The problem
Where a line holds the string "this", return that line.

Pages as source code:
******************************

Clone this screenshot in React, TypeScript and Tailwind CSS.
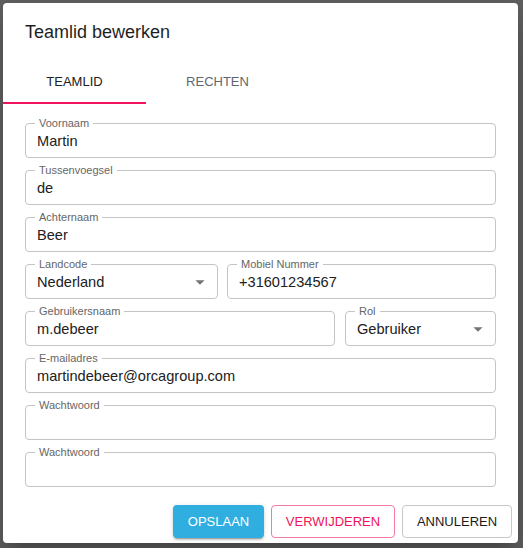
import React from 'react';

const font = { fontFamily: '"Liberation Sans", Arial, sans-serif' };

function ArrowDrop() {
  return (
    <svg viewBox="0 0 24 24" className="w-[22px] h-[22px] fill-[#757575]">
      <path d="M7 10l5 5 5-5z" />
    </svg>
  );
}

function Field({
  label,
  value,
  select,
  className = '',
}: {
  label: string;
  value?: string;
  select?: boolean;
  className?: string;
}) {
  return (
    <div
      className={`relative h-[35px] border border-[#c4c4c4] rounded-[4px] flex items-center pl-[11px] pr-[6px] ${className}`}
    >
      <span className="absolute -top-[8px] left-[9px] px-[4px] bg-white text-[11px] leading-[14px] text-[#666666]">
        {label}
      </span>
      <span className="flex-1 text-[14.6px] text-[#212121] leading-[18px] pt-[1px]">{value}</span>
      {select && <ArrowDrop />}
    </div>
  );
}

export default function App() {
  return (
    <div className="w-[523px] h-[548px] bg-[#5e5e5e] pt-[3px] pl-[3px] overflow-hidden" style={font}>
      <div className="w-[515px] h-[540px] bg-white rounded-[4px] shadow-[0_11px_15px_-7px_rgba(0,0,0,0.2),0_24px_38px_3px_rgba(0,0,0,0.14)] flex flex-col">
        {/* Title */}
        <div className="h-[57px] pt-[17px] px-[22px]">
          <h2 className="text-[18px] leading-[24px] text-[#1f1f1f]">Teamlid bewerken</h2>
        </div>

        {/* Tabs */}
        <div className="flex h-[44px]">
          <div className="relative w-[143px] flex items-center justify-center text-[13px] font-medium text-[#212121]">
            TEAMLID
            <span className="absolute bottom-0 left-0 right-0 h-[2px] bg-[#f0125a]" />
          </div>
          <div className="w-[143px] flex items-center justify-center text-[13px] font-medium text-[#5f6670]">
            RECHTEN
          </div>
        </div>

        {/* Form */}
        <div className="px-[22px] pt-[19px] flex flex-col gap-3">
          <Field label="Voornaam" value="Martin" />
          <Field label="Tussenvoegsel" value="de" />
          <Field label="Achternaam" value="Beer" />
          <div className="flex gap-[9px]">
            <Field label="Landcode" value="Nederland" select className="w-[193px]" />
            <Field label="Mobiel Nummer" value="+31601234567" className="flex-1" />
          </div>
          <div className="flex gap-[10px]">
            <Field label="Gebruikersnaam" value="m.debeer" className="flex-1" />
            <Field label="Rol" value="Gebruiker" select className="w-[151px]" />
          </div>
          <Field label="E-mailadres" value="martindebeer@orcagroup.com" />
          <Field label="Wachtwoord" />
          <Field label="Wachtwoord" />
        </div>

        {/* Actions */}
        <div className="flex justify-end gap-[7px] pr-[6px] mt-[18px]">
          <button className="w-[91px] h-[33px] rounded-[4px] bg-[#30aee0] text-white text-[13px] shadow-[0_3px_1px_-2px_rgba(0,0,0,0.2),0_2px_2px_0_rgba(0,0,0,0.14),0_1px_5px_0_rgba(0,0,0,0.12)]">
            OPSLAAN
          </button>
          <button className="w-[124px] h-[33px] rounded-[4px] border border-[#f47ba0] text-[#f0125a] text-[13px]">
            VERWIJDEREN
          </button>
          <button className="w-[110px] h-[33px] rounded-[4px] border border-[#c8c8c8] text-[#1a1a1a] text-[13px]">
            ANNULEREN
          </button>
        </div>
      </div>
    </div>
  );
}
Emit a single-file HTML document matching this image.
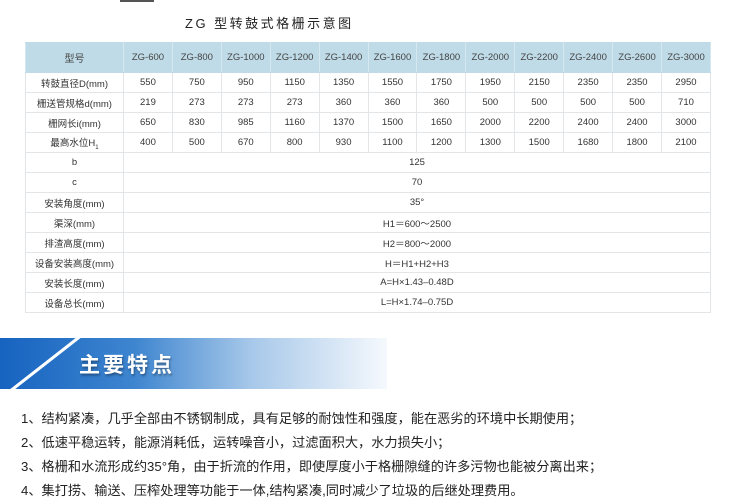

******************************

Correct result
Clone this screenshot in React, TypeScript and Tailwind CSS.
Emit a single-file HTML document matching this image.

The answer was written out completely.